Task input ->
####################

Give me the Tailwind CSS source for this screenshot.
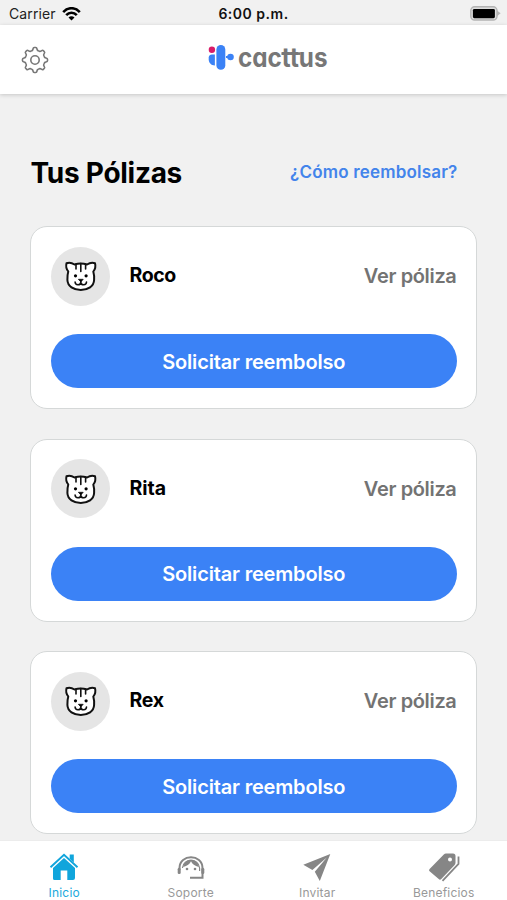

####################

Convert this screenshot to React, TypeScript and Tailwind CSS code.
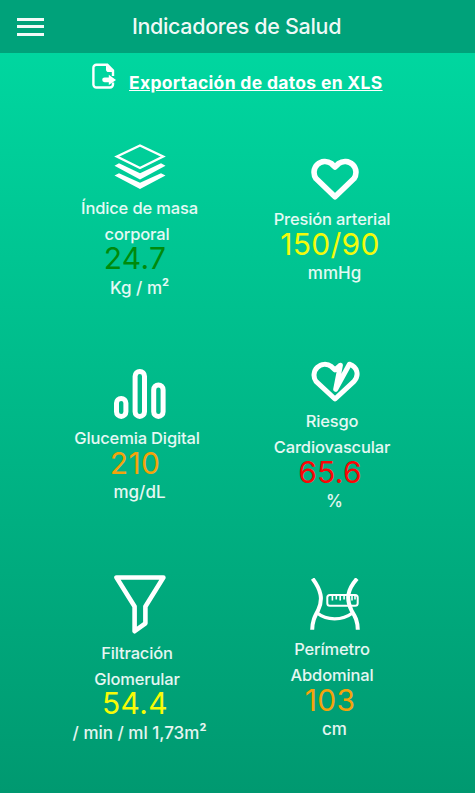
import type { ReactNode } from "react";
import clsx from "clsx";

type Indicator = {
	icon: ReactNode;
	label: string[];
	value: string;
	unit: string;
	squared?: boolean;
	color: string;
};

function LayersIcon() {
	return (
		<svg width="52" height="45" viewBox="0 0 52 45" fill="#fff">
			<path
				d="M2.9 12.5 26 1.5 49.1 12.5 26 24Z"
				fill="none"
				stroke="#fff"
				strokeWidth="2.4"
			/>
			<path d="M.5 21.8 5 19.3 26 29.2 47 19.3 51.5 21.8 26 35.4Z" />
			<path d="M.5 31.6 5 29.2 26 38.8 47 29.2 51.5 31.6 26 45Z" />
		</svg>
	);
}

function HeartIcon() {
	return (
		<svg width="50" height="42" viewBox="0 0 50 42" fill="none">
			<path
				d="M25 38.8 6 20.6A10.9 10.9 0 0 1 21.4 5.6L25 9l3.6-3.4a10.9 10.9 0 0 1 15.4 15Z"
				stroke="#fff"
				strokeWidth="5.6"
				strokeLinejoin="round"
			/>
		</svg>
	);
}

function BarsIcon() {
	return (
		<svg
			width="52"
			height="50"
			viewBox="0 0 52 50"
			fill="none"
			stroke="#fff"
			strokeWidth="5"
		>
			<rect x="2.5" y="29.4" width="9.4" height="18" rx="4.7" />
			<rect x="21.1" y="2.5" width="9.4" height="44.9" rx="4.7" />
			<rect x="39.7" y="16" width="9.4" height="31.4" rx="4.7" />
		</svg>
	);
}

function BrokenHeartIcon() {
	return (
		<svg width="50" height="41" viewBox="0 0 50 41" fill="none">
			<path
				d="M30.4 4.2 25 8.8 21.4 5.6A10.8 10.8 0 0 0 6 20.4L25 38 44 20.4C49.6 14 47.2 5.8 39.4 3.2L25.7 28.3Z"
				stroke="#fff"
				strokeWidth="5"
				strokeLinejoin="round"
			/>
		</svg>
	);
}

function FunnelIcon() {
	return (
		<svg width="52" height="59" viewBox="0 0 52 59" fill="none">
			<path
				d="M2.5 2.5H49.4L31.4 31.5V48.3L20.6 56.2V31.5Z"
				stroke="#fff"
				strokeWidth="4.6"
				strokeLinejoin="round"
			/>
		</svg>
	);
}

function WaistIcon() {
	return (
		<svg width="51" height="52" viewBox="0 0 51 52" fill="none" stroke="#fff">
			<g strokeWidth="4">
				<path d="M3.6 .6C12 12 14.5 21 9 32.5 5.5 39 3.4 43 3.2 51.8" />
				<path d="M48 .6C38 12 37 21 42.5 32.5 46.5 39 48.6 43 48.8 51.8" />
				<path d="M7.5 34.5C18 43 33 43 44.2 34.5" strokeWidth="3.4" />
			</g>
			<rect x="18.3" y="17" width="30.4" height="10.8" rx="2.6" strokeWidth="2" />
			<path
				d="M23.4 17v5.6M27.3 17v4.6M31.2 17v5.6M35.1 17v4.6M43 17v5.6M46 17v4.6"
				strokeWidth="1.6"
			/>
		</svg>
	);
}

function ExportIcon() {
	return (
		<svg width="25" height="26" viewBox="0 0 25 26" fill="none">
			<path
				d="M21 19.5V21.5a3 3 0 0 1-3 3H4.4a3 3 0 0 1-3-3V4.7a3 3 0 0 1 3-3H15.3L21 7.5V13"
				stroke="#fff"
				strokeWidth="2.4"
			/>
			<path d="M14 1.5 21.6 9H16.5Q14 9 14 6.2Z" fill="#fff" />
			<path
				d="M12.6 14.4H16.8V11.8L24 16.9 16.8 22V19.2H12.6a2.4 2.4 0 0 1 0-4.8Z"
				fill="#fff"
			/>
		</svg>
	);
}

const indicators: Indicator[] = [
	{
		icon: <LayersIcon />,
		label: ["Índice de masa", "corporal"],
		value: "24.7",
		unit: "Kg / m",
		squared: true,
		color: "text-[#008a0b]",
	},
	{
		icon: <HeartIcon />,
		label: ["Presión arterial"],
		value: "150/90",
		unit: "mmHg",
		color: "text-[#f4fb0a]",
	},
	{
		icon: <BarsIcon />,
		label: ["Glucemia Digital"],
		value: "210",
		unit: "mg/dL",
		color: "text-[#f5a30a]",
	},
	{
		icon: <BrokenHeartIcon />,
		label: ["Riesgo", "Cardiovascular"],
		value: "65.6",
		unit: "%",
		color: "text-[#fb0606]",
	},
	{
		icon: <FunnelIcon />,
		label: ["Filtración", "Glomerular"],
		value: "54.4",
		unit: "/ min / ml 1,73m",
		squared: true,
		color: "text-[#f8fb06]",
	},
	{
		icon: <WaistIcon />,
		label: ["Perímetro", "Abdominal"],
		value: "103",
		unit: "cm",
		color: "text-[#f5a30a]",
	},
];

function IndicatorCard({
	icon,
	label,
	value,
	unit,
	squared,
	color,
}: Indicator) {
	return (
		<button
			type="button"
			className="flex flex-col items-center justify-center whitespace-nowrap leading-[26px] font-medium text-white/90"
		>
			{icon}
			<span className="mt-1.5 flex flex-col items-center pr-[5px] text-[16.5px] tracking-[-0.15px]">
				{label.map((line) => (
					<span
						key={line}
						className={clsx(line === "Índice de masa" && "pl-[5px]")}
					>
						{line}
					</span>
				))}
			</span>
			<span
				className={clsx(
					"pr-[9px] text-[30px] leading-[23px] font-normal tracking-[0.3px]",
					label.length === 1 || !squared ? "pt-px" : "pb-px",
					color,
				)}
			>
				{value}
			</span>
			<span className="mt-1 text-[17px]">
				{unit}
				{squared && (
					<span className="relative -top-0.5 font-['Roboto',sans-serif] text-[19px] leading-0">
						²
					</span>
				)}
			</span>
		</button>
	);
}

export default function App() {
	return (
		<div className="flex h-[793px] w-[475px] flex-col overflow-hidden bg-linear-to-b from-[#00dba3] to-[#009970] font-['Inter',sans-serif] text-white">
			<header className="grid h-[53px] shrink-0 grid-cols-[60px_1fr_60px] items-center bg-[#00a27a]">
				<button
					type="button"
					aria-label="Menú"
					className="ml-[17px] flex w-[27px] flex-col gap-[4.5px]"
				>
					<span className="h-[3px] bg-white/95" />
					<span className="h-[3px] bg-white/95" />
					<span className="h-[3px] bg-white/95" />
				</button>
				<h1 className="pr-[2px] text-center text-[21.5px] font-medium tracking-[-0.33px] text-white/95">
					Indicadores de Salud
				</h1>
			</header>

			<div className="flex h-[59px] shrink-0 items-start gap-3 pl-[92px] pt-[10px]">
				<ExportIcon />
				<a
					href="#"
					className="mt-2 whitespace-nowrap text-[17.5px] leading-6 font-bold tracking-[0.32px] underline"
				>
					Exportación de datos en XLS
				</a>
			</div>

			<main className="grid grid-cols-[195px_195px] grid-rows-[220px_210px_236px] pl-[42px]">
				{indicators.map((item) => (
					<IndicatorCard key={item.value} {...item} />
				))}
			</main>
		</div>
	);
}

####################

Exercise goal -> From the entries above, copy each line holding "Tailwind".

Task response ->
Give me the Tailwind CSS source for this screenshot.
Convert this screenshot to React, TypeScript and Tailwind CSS code.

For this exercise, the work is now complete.